In an increasingly data-driven business environment, many middle managers and senior leaders are being asked to make important workforce decisions based on analyses that use data and statistical methods they do not fully understand. The converse of this is that many managers and senior executives are continuing to cling to traditional and comfortable workforce measures that provide little insight into workforce behaviour. Concurrently, HR, which professionally does not draw on strong analytic foundations, is dependent on using historical data to understand future workforce risk and uncertainty.
Across the public and private sector, organisations have access to better quality data and more sophisticated methods of analysis than they did in the past. This has opened up new workforce analytics possibilities over the past five years. Consequently, the analysis and reporting of the past is no longer adequate to answer the key workforce questions.
HR workforce analysis has become captive of the data and reporting tools it knows well. Today, workforce analytics is driven by the need to solve a business problem not a workforce problem. This focuses attention on the most relevant data that can answer the problem and contribute to an actionable solution or mitigate business risk.
There is a credibility, capacity and capability gap in the ability of many organisations to move from where it is today to where it needs to be.
Looking ahead, the situation is uncertain. For example, it is likely that many organisations will not have the management or analytic capacity and capability to sustain the development and delivery of workforce analytics function that meets the needs of the business in an uncertain environment.
There is a need for greater sophistication in the way many organisations produce and consume workforce data and analytics. For example, evidence-based behavioural change requires timely, targeted and efficient data collection coupled with expert analysis and reporting in a form that leaders can understand and act on.
Equally, there is a need to bolster senior executive understanding of the contribution sophisticated workforce analytics makes to organisational performance and behaviour change. There is a need to re-build or acquire the capacity and capability to generate the insights to support business decision-making that maximises the full range of workforce and workforce-related data available.
What might a renewed workforce analytics capability look like?
A renewed workforce analytics capability in most organisations would provide a strong centre for business-driven workforce analysis to support improved performance and behaviour change.

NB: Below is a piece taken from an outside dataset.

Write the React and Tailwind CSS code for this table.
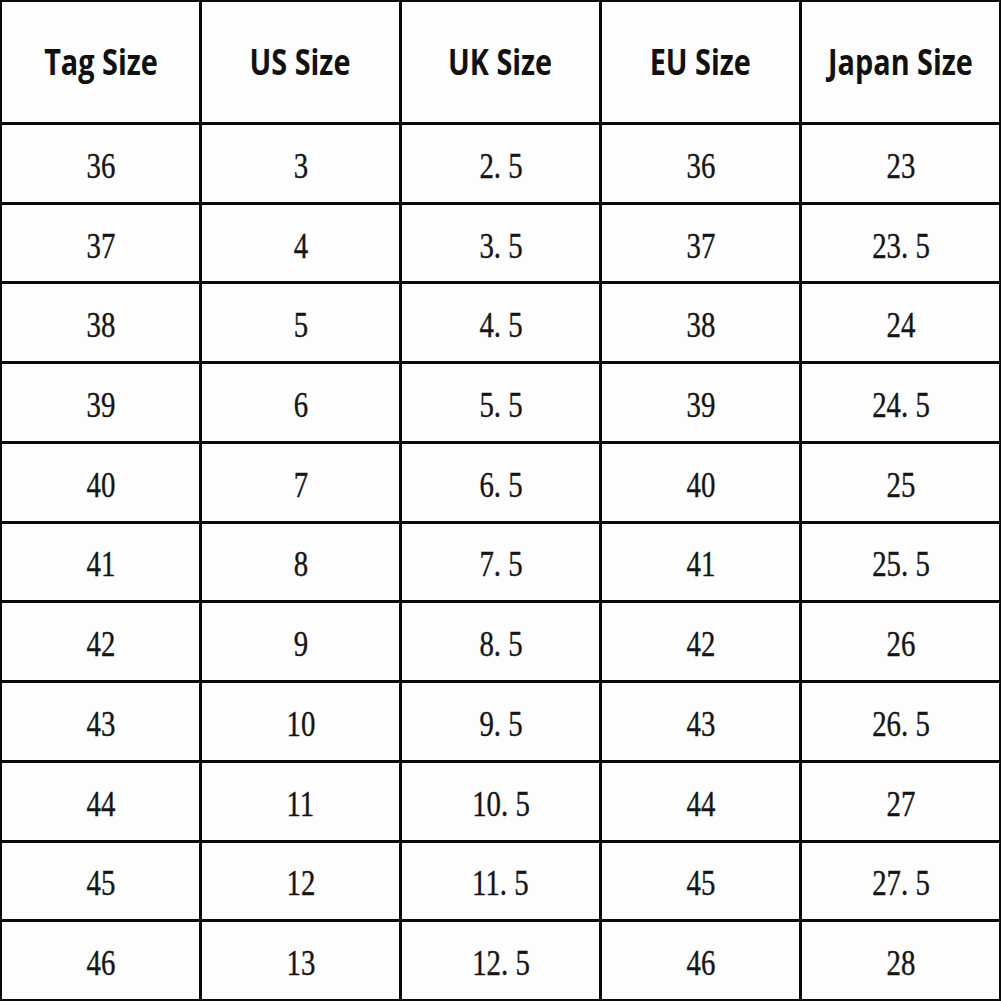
const headers = ['Tag Size', 'US Size', 'UK Size', 'EU Size', 'Japan Size']

const rows = [
  ['36', '3', '2.5', '36', '23'],
  ['37', '4', '3.5', '37', '23.5'],
  ['38', '5', '4.5', '38', '24'],
  ['39', '6', '5.5', '39', '24.5'],
  ['40', '7', '6.5', '40', '25'],
  ['41', '8', '7.5', '41', '25.5'],
  ['42', '9', '8.5', '42', '26'],
  ['43', '10', '9.5', '43', '26.5'],
  ['44', '11', '10.5', '44', '27'],
  ['45', '12', '11.5', '45', '27.5'],
  ['46', '13', '12.5', '46', '28'],
]

// the period in the numbers sits in a wide cell, like a CJK serif font
function Num({ value }) {
  const [whole, frac] = value.split('.')
  return (
    <span className="inline-block scale-x-[0.8] font-['Liberation_Serif',serif] text-[36px] leading-none [-webkit-text-stroke:0.4px_#151515]">
      {whole}
      {frac !== undefined && (
        <>
          <span className="mr-[9px]">.</span>
          {frac}
        </>
      )}
    </span>
  )
}

export default function App() {
  return (
    <main className="w-[1001px] h-[1001px] bg-[#0a0a0a] p-[2px]">
      <div className="grid h-full grid-cols-5 grid-rows-[120px_repeat(11,1fr)] gap-[3px]">

        {/* HEADER */}

        {headers.map((h) => (
          <div key={h} className="bg-[#fdfdfd] flex items-center justify-center">
            <span className="inline-block scale-x-[0.8] font-['Open_Sans',sans-serif] font-bold text-[36px] leading-none text-[#111] whitespace-nowrap">
              {h}
            </span>
          </div>
        ))}

        {/* ROWS */}

        {rows.map((row, i) =>
          row.map((cell, j) => (
            <div
              key={`${i}-${j}`}
              className="bg-[#fdfdfd] flex items-center justify-center pt-[5px] text-[#151515]"
            >
              <Num value={cell} />
            </div>
          ))
        )}

      </div>
    </main>
  )
}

The management and analytic capability would be driven by a deep understanding of workforce and organisational issues as they apply to Defence such that it could provide tailored solutions to support business decisions at all levels, in particular:
- The capability would be research-led but issues driven
- The focus would be on business decisions and the contribution the organisation and workforce can make to deliver better performance
- It would be technology enabled drawing on ‘best of breed’ tools and analytics ‘assets’
- It would be coordinated across organisation leveraging and integrating workforce data and analytic capability from across the institution
- It would be value-orientated to deliver greater analytic sophistication in a way that is accessible to decision-makers
- It would offer end-to-end data collection, storage, analysis and reporting capability.
This would allow the business leaders to take a more continuous improvement approach to monitoring and shaping the workforce. It would involve using analytic tools to create a more reliable and up-to-date picture of workforce capacity, capability and disposition. By analysing the patterns in employee behaviour, business leaders could identify changes that may signal emerging workforce risks, such as a drop in employee engagement. Early detection of these risks would enable leaders and managers to develop a response before a problem becomes an issue.
Tracking the health of the organisation means business leaders can adopt a broader, longer-term system of organisational and workforce performance indicators that encompass predictive or leading workforce metrics as well as the traditional lagging metrics.
If the organisation does not have the capability for workforce analytics or HR as the custodians of workforce data do not have the capability to contribute meaningfully to a business conversation then workforce analytics will continue to be skewed toward more easily accessible, and less reliable descriptive measures that will not take account of broader organisational and workforce issues affecting business performance.
[The views expressed here are the author’s and are not necessarily representative of those employing him, his family, or even those loosely acquainted with him.]